During his decade in office, working with local business leaders and civic groups, Mayor Gray, who inherited a $7 million budget deficit when taking office, has stabilized the city's finances while also recentering Lancaster's economy on the growth areas of health care, education, livability, tourism, technology, and culture. Where once defunct factories, disused warehouses and empty storefronts crept ever deeper into the throes of neglect, new art galleries, shops, hotels, restaurants, apartments and condominiums now blossom.

Under Mayor Gray's leadership, Lancaster has become a more inviting, open and interesting place to live—a model for a "new urbanism" that values historic preservation and sustainability, gives priority to green spaces and "walkability," and encourages intellectual engagement through support of live music festivals and public art installations.
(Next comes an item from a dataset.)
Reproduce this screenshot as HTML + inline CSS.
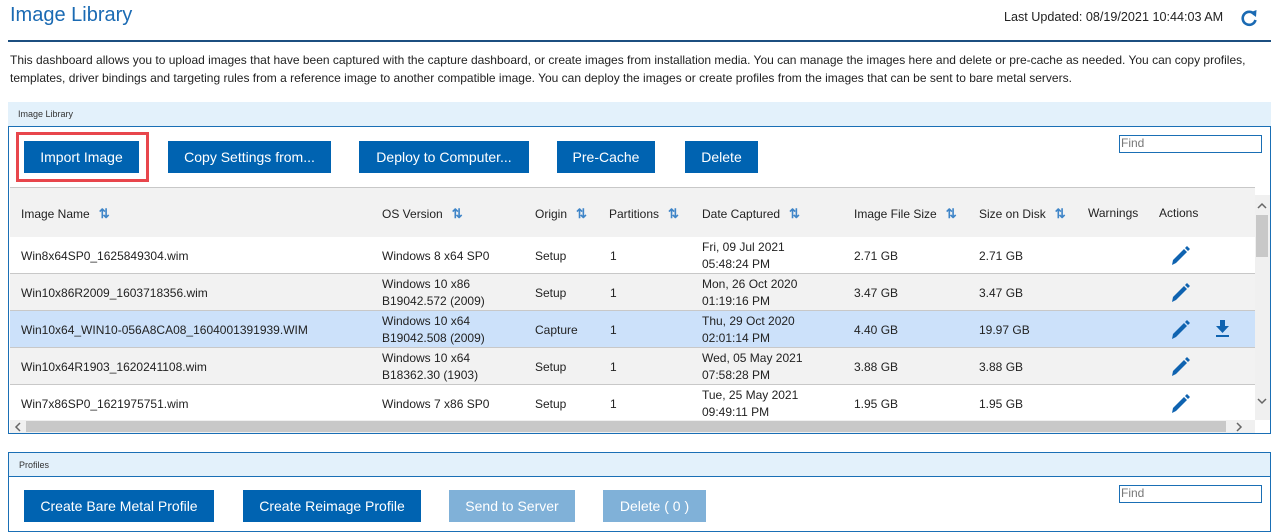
<!DOCTYPE html>
<html><head><style>
*{box-sizing:border-box;margin:0;padding:0}
body{width:1282px;height:528px;overflow:hidden;background:#fff;font-family:"Liberation Sans",Arial,sans-serif;color:#222;position:relative}
.a{position:absolute}
.btn{position:absolute;background:#0063b1;color:#fff;font-size:14px;display:flex;align-items:center;justify-content:center}
.btn.l{background:#80b1d8}
.th{position:absolute;top:206px;font-size:12px;color:#222}
.s{color:#3f85c8;font-size:13px;font-weight:bold;margin-left:9px;letter-spacing:-3px}
.row{position:absolute;left:10px;width:1245px;height:37px;border-bottom:1px solid #c8c8c8;font-size:12px}
.row div{position:absolute;line-height:17px}
.find{position:absolute;border:1px solid #1a6fb5;font-size:12px;color:#777;padding-left:1px;line-height:15px;background:#fff}
</style></head><body>
<div class="a" style="left:10px;top:4px;font-size:20px;color:#1a6ab3">Image Library</div>
<div class="a" style="left:1004px;top:10px;font-size:12.6px">Last Updated: 08/19/2021 10:44:03 AM</div>
<svg class="a" style="left:1240px;top:9px" width="18" height="18" viewBox="0 0 18 18"><path d="M14.5 5.5A6.5 6.5 0 1 0 15.5 11" fill="none" stroke="#1a6ab3" stroke-width="2.6"/><path d="M10 3.5L16.5 1L16 8Z" fill="#1a6ab3"/></svg>
<div class="a" style="left:8px;top:40px;width:1263px;height:2px;background:#1c4f80"></div>
<div class="a" style="left:10px;top:51px;width:1265px;font-size:12px;line-height:18px">This dashboard allows you to upload images that have been captured with the capture dashboard, or create images from installation media. You can manage the images here and delete or pre-cache as needed. You can copy profiles, templates, driver bindings and targeting rules from a reference image to another compatible image. You can deploy the images or create profiles from the images that can be sent to bare metal servers.</div>

<div class="a" style="left:8px;top:102px;width:1263px;height:332px;border:1px solid #1a6fb5;border-top:none"></div>
<div class="a" style="left:8px;top:102px;width:1263px;height:25px;background:#e3f1fb;border-bottom:1px solid #1a6fb5;font-size:9px;padding:7px 0 0 10px;color:#333">Image Library</div>
<div class="a" style="left:16px;top:132px;width:133px;height:50px;border:3px solid #e8464c"></div>
<div class="btn" style="left:24px;top:141px;width:115px;height:32px">Import Image</div>
<div class="btn" style="left:168px;top:141px;width:163px;height:32px">Copy Settings from...</div>
<div class="btn" style="left:359px;top:141px;width:170px;height:32px">Deploy to Computer...</div>
<div class="btn" style="left:557px;top:141px;width:98px;height:32px">Pre-Cache</div>
<div class="btn" style="left:685px;top:141px;width:73px;height:32px">Delete</div>
<div class="find" style="left:1119px;top:135px;width:143px;height:18px">Find</div>

<div class="a" style="left:10px;top:187px;width:1245px;height:51px;background:#f2f2f2;border-top:1px solid #c8c8c8"></div>
<div class="th" style="left:21px">Image Name<span class="s">⇅</span></div>
<div class="th" style="left:382px">OS Version<span class="s">⇅</span></div>
<div class="th" style="left:535px">Origin<span class="s">⇅</span></div>
<div class="th" style="left:609px">Partitions<span class="s">⇅</span></div>
<div class="th" style="left:702px">Date Captured<span class="s">⇅</span></div>
<div class="th" style="left:854px">Image File Size<span class="s">⇅</span></div>
<div class="th" style="left:979px">Size on Disk<span class="s">⇅</span></div>
<div class="th" style="left:1088px">Warnings</div>
<div class="th" style="left:1159px">Actions</div>

<div class="row" style="top:237px;background:#fff"><div style="left:11px;top:11px">Win8x64SP0_1625849304.wim</div><div style="left:372px;top:11px">Windows 8 x64 SP0</div><div style="left:525px;top:11px">Setup</div><div style="left:600px;top:11px">1</div><div style="left:692px;top:2px">Fri, 09 Jul 2021<br>05:48:24 PM</div><div style="left:844px;top:11px">2.71 GB</div><div style="left:969px;top:11px">2.71 GB</div></div>
<div class="row" style="top:274px;background:#f2f2f2"><div style="left:11px;top:11px">Win10x86R2009_1603718356.wim</div><div style="left:372px;top:2px">Windows 10 x86<br>B19042.572 (2009)</div><div style="left:525px;top:11px">Setup</div><div style="left:600px;top:11px">1</div><div style="left:692px;top:2px">Mon, 26 Oct 2020<br>01:19:16 PM</div><div style="left:844px;top:11px">3.47 GB</div><div style="left:969px;top:11px">3.47 GB</div></div>
<div class="row" style="top:311px;background:#cce1fa"><div style="left:11px;top:11px">Win10x64_WIN10-056A8CA08_1604001391939.WIM</div><div style="left:372px;top:2px">Windows 10 x64<br>B19042.508 (2009)</div><div style="left:525px;top:11px">Capture</div><div style="left:600px;top:11px">1</div><div style="left:692px;top:2px">Thu, 29 Oct 2020<br>02:01:14 PM</div><div style="left:844px;top:11px">4.40 GB</div><div style="left:969px;top:11px">19.97 GB</div></div>
<div class="row" style="top:348px;background:#f2f2f2"><div style="left:11px;top:11px">Win10x64R1903_1620241108.wim</div><div style="left:372px;top:2px">Windows 10 x64<br>B18362.30 (1903)</div><div style="left:525px;top:11px">Setup</div><div style="left:600px;top:11px">1</div><div style="left:692px;top:2px">Wed, 05 May 2021<br>07:58:28 PM</div><div style="left:844px;top:11px">3.88 GB</div><div style="left:969px;top:11px">3.88 GB</div></div>
<div class="row" style="top:385px;background:#fff;border:none"><div style="left:11px;top:11px">Win7x86SP0_1621975751.wim</div><div style="left:372px;top:11px">Windows 7 x86 SP0</div><div style="left:525px;top:11px">Setup</div><div style="left:600px;top:11px">1</div><div style="left:692px;top:2px">Tue, 25 May 2021<br>09:49:11 PM</div><div style="left:844px;top:11px">1.95 GB</div><div style="left:969px;top:11px">1.95 GB</div></div>

<svg class="a" style="left:1170px;top:245px" width="22" height="180" viewBox="0 0 22 180">
<g fill="#0f63b0">
<path d="M2 20L3 15L14 4L17 7L6 18Z M15 3L17 1L20 4L18 6Z"/>
<path transform="translate(0,37)" d="M2 20L3 15L14 4L17 7L6 18Z M15 3L17 1L20 4L18 6Z"/>
<path transform="translate(0,74)" d="M2 20L3 15L14 4L17 7L6 18Z M15 3L17 1L20 4L18 6Z"/>
<path transform="translate(0,111)" d="M2 20L3 15L14 4L17 7L6 18Z M15 3L17 1L20 4L18 6Z"/>
<path transform="translate(0,148)" d="M2 20L3 15L14 4L17 7L6 18Z M15 3L17 1L20 4L18 6Z"/>
</g></svg>
<svg class="a" style="left:1214px;top:319px" width="18" height="20" viewBox="0 0 18 20"><path d="M6 1H11V7H15L8.5 14L2 7H6Z M2 16H15V18H2Z" fill="#0f63b0"/></svg>

<div class="a" style="left:1255px;top:195px;width:15px;height:225px;background:#f0f0f0"></div>
<div class="a" style="left:1256px;top:215px;width:12px;height:42px;background:#c8c8c8"></div>
<svg class="a" style="left:1257px;top:202px" width="10" height="8"><path d="M1 6L5 2L9 6" fill="none" stroke="#666" stroke-width="1.5"/></svg>
<svg class="a" style="left:1257px;top:397px" width="10" height="8"><path d="M1 2L5 6L9 2" fill="none" stroke="#666" stroke-width="1.5"/></svg>
<div class="a" style="left:10px;top:420px;width:1245px;height:13px;background:#f0f0f0"></div>
<div class="a" style="left:26px;top:421px;width:1200px;height:11px;background:#c8c8c8"></div>
<svg class="a" style="left:14px;top:422px" width="8" height="10"><path d="M6 1L2 5L6 9" fill="none" stroke="#666" stroke-width="1.5"/></svg>
<svg class="a" style="left:1235px;top:422px" width="8" height="10"><path d="M2 1L6 5L2 9" fill="none" stroke="#666" stroke-width="1.5"/></svg>

<div class="a" style="left:8px;top:452px;width:1263px;height:80px;border:1px solid #1a6fb5"></div>
<div class="a" style="left:8px;top:452px;width:1263px;height:25px;background:#e3f1fb;border:1px solid #1a6fb5;font-size:9px;padding:7px 0 0 10px;color:#333">Profiles</div>
<div class="btn" style="left:24px;top:490px;width:190px;height:32px">Create Bare Metal Profile</div>
<div class="btn" style="left:243px;top:490px;width:178px;height:32px">Create Reimage Profile</div>
<div class="btn l" style="left:449px;top:490px;width:126px;height:32px">Send to Server</div>
<div class="btn l" style="left:603px;top:490px;width:103px;height:32px">Delete ( 0 )</div>
<div class="find" style="left:1119px;top:485px;width:143px;height:18px">Find</div>
</body></html>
Together with Franklin & Marshall and other sponsoring partners, Mayor Gray helped expand the wildly popular First Fridays, when dozens of galleries, restaurants, theaters, museums and other attractions stay open late and feature special programs, offers or discounts that lure thousands of people from throughout the region to the downtown core on the first Friday of each month.

While he has served in office since 2005, Mayor Gray and his wife, Gail, have been Lancaster residents since the early 1970s, and continue to live in the same row house they occupied when as a young American University graduate and Dickinson School of Law-trained attorney, he was named director of Legal Services for Central Pennsylvania, providing civil legal aid to low-income clients. And though he would later succeed in private practice as well as elected office, he has never given up on his early idealism or desire to improve people's lives.

Among his latest initiatives is a more than half-million dollar investment by the city to provide greater high-speed wireless Internet access throughout Lancaster—not only for more effective city services, but also to reach households otherwise unable to afford commercial cable.

J. Richard Gray, for your commitment and public service to the people of Lancaster and Central Pennsylvania,
for your vision of what a 21st-century American city should be, and for your untiring efforts to make our community a model for the nation, Franklin & Marshall College bestows upon you the Honorary Degree, Doctor of Humane Letters.